Happy Holidays from the President
Happy holidays! It was wonderful seeing so many colleagues at our annual holiday party in the Simon Center Great Room last week. Between the very creative costumes, sweaters, trivia game, good food and drink, office decoration prizes, and what looked like plenty of smiles and good cheer to go around, our community had a very nice gathering to celebrate the holiday season. Well represented were traditions associated with Christmas, Hannukah, and Kwanzaa. I also learned of new traditions like those associated with a holiday unicorn and one particularly inspired holiday sweater featuring a running fireplace. That was something. The whole event was great fun and something we should do on a regular basis. More on that later.
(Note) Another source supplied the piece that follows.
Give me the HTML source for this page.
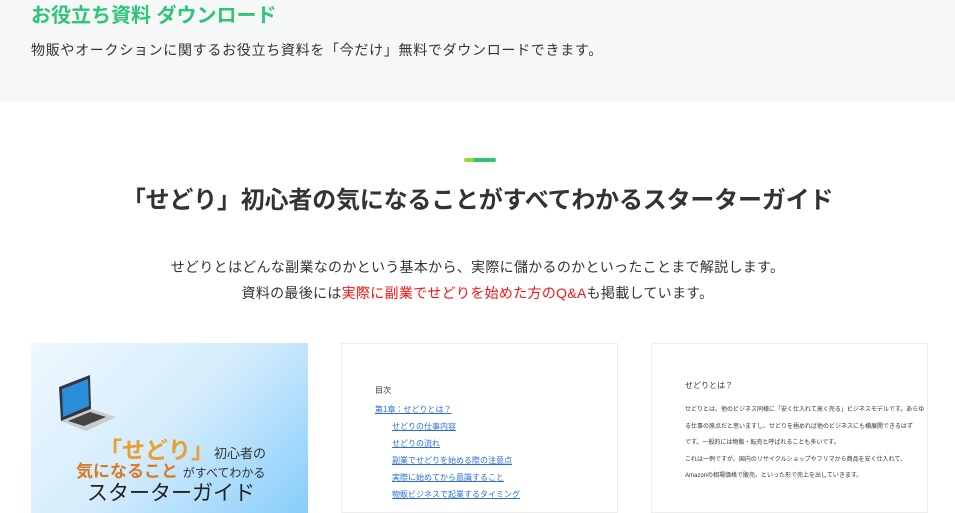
<!DOCTYPE html><html><head><meta charset="utf-8"><style>
body{margin:0;width:955px;height:499px;overflow:hidden;background:#fff;font-family:"Liberation Sans","Noto Sans CJK JP",sans-serif;color:#333;position:relative}
.hd{position:absolute;left:0;top:0;width:955px;height:101px;background:#f6f7f7}
.t{position:absolute;left:31px;top:1px;font-size:20px;font-weight:bold;color:#2ec47a;line-height:30px}
.s{position:absolute;left:31px;top:40px;font-size:14px;line-height:20px;color:#333;letter-spacing:0.7px}
.bar{position:absolute;left:464px;top:158px;width:32px;height:4px;border-radius:2px;background:linear-gradient(90deg,#9bd63c 0 10px,#2ec47a 10px)}
h1{position:absolute;left:0;width:955px;top:185px;margin:0;text-align:center;font-size:24px;line-height:32px;font-weight:bold;color:#333;letter-spacing:-0.2px}
.p{position:absolute;left:0;width:955px;text-align:center;font-size:14px;letter-spacing:0.3px;line-height:26px;color:#333}
.r{color:#f11}
.c{position:absolute;top:343px;width:277px;height:170px;border:1px solid #eee;background:#fff;box-sizing:border-box}
.c1{left:31px;background:linear-gradient(135deg,#eef8ff 0%,#d4ecfc 50%,#86cdfb 100%);border:none}
.toc{position:absolute;font-size:8px;color:#2a6fd6;text-decoration:underline}
.sm{position:absolute;font-size:6px;color:#333;white-space:nowrap}
</style></head><body>
<div class="hd"><div class="t">お役立ち資料 ダウンロード</div><div class="s">物販やオークションに関するお役立ち資料を「今だけ」無料でダウンロードできます。</div></div>
<div class="bar"></div>
<h1>「せどり」初心者の気になることがすべてわかるスターターガイド</h1>
<div class="p" style="top:254px">せどりとはどんな副業なのかという基本から、実際に儲かるのかといったことまで解説します。</div>
<div class="p" style="top:280px">資料の最後には<span class="r">実際に副業でせどりを始めた方のQ&amp;A</span>も掲載しています。</div>
<div class="c c1">
<svg style="position:absolute;left:25px;top:28px" width="62" height="62" viewBox="0 0 62 62"><polygon points="3,16 34,4 35,38 5,50" fill="#334"/><polygon points="6,18 32,8 33,35 7,46" fill="#2a8fd8"/><polygon points="5,50 35,38 60,46 30,60" fill="#ccc"/><polygon points="12,50 34,41 50,46 28,55" fill="#444"/></svg>
<div style="position:absolute;left:68px;top:88px;font-size:23px;font-weight:bold;color:#e8a030;white-space:nowrap">「せどり」<span style="font-size:13px;color:#333;font-weight:normal">初心者の</span></div>
<div style="position:absolute;left:45px;top:114px;font-size:17px;font-weight:bold;color:#d87a2a;white-space:nowrap">気になること <span style="font-size:12px;color:#333;font-weight:normal">がすべてわかる</span></div>
<div style="position:absolute;left:56px;top:134px;font-size:21px;color:#222;white-space:nowrap">スターターガイド</div>
</div>
<div class="c" style="left:341px">
<div style="position:absolute;left:33px;top:41px;font-size:8px;color:#333">目次</div>
<div class="toc" style="left:33px;top:60px">第1章：せどりとは？</div>
<div class="toc" style="left:50px;top:77px">せどりの仕事内容</div>
<div class="toc" style="left:50px;top:94px">せどりの流れ</div>
<div class="toc" style="left:50px;top:111px">副業でせどりを始める際の注意点</div>
<div class="toc" style="left:50px;top:128px">実際に始めてから意識すること</div>
<div class="toc" style="left:50px;top:145px">物販ビジネスで起業するタイミング</div>
</div>
<div class="c" style="left:651px">
<div style="position:absolute;left:33px;top:36px;font-size:8px">せどりとは？</div>
<div class="sm" style="left:33px;top:60px">せどりとは、他のビジネス同様に「安く仕入れて高く売る」ビジネスモデルです。あらゆ</div>
<div class="sm" style="left:33px;top:77px">る仕事の原点だと思いますし、せどりを極めれば他のビジネスにも横展開できるはず</div>
<div class="sm" style="left:33px;top:93px">です。一般的には物販・転売と呼ばれることも多いです。</div>
<div class="sm" style="left:33px;top:110px">これは一例ですが、国内のリサイクルショップやフリマから商品を安く仕入れて、</div>
<div class="sm" style="left:33px;top:126px">Amazonの相場価格で販売、といった形で売上を出していきます。</div>
</div>
</body></html>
In the coming days many of us will gather with friends and family to celebrate holidays both secular and religious. We will welcome a New Year with all the promise that it brings. I hope each and every one of you has a wonderful, safe, rejuvenating, and fun break. And for the more than fifteen departments at NEC that will be working between Christmas and New Year’s Day – well, thank you all. Your commitment is laudable and necessary to the success of the institution. I know I speak for us all when I say, we appreciate you.
Yesterday, on the Winter Solstice, we marked the shortest day of the year. It has been a little darker a little later each morning and for many of us the commute home is undertaken after the sun has set. If you are like me, you look forward to longer days that come with warmer weather. But, for now, amid the darkness, I find my eyes drawn towards the lights around us. I think of our holiday traditions that feature lights as important symbols during the winter darkness. Think of the candles associated with Kwanzaa, or the lighting of the Menorah during Hannukah, and certainly those twinkling colored lights on so many Christmas trees. Whatever your tradition, secular or religious, light is a focus during the dark winter months.
Our work in higher education also has a symbolic focus on light. You will recall that on our college seal is the lamp of knowledge. The small flame at the tip of the oil lamp represents a shining of light into the darkness. That is the work we are called to do at NEC. And while the metaphor with holiday lights is apropos this time of year, I am reminded that our work in providing a quality education to our students takes place throughout the year, face-to-face, online, in New Hampshire, the broader United States, and throughout the world. It is important work. It is necessary work. And I count myself incredibly fortunate and most honored to work with each and every one of you in spreading the light of education.
So, I wish you all a very Merry Christmas, Happy Hannukah, Joyful Kwanzaa, and a wonderful New Year!